Even though Miradouro Das Portas Do Sol is a pretty good starting point in Alfama, past the Se Cathedral and higher up than Miradouro de Santa Luzia, you still need to be prepared to CLIMB into the heart of Alfama - whether your after an ancient castle or just charming outdoor cafes where you can get Portuguese pastries and watch cute Portuguese pups chase after pigeons and tourists alike. I'm admittedly not the best at giving out city guides, because we never set out with a plan in mind. Just plop us in a neightborhood, and we decided at every street corner where to turn next.
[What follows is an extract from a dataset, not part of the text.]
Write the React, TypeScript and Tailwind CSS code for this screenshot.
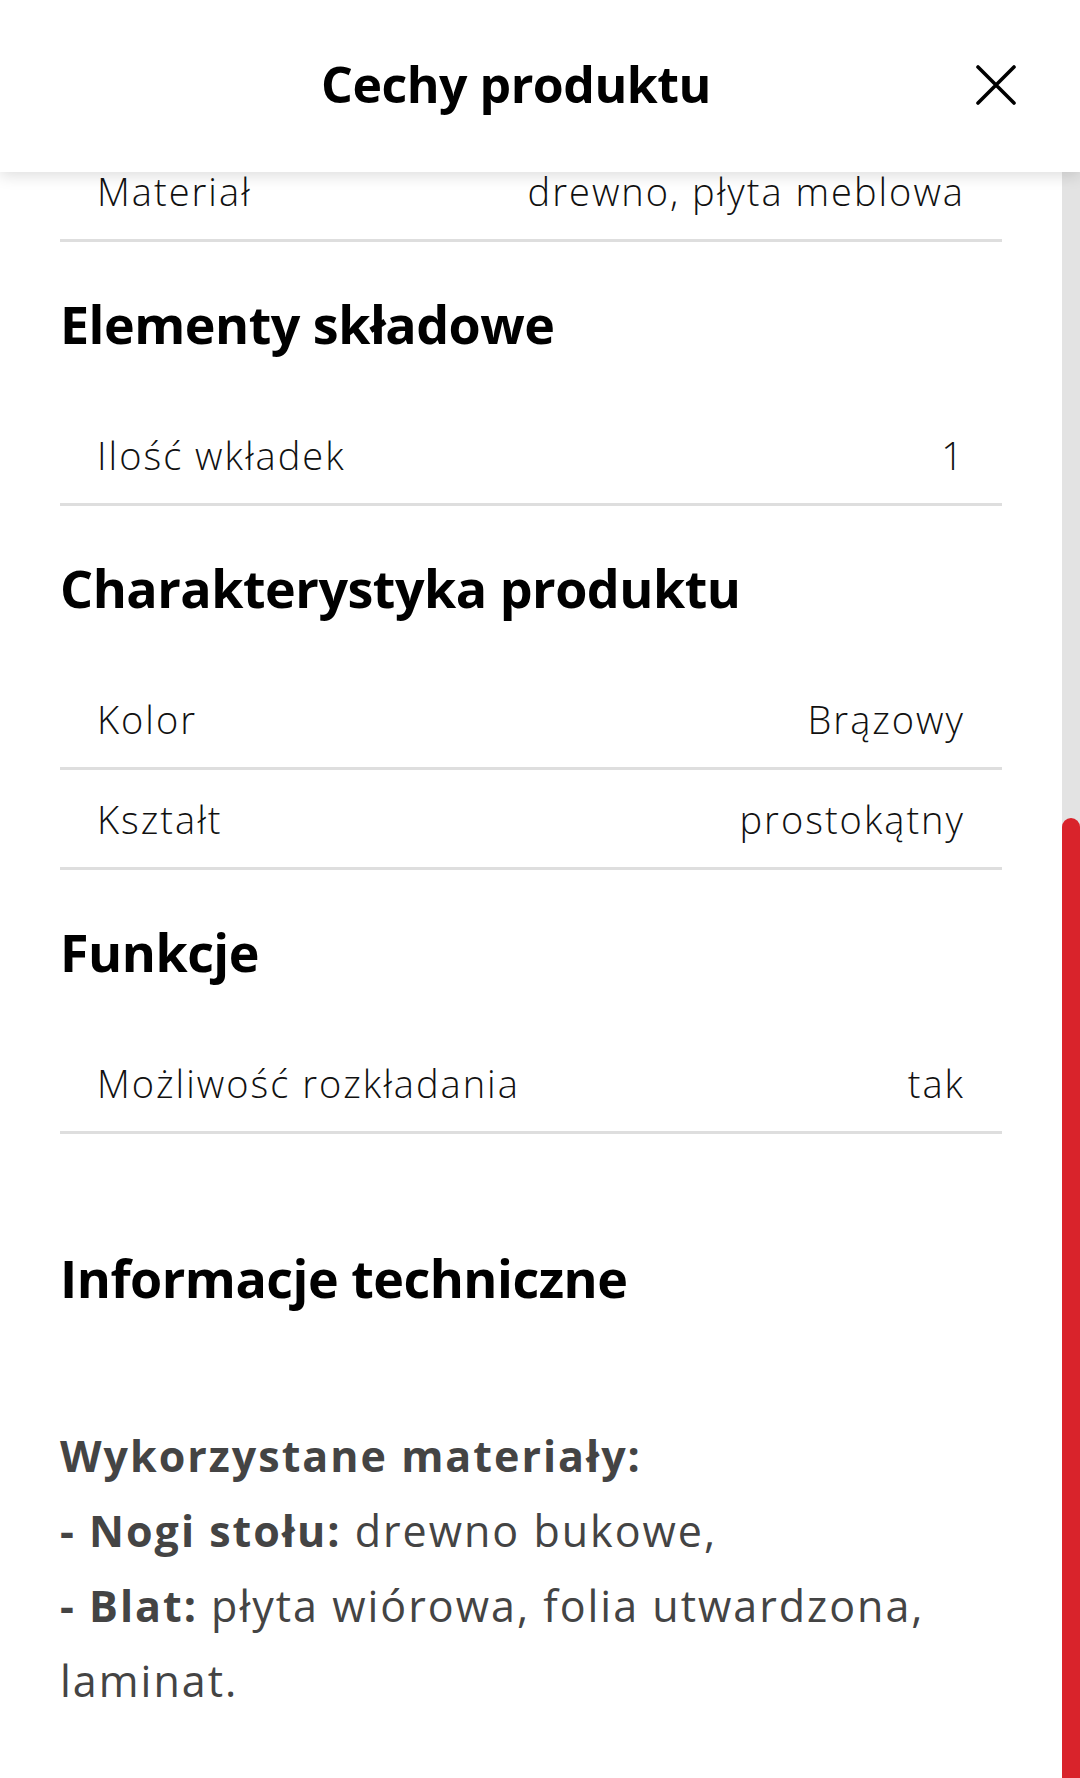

My suggestion for Lisbon if when you see a landmark, make your way to it. When all else fails, just follow a group of people with cameras and maps in hand.
You may think I took all of my pictures in Alfama, but not quite! If the oldest neighboorhood in Lisbon stole my heart, Belém sealed the deal. And not just because someone came up to me and asked if I was an influencer there! Partly that, though. Due to the days we lost, we had to decide between Sintra and Belém. While Sintra looks like a fairytale in our modern world, it also seemed like a bit bothersome to get to and I wasn't in a mood to fight crowds after Mercury in Retrograde had been fighting me all week. So Belem Tower it was and it did not disappoint. In fact, it totally exceeded expectations. You always see pictures of the stoic tower, backlit by a shimmering sunset. What you don't see is the huge park directly opposite from the tower, a marina filled to the brim with yachts, and adorable restaurants dotting the shore. It's not this isolated behemoth, but rather the centerpiece in an area where you could easily spend an entire day relaxing and soaking up the mild March sun.
So anyway, that's why I'm moving to Lisbon. Thank you for coming to my Ted Talk.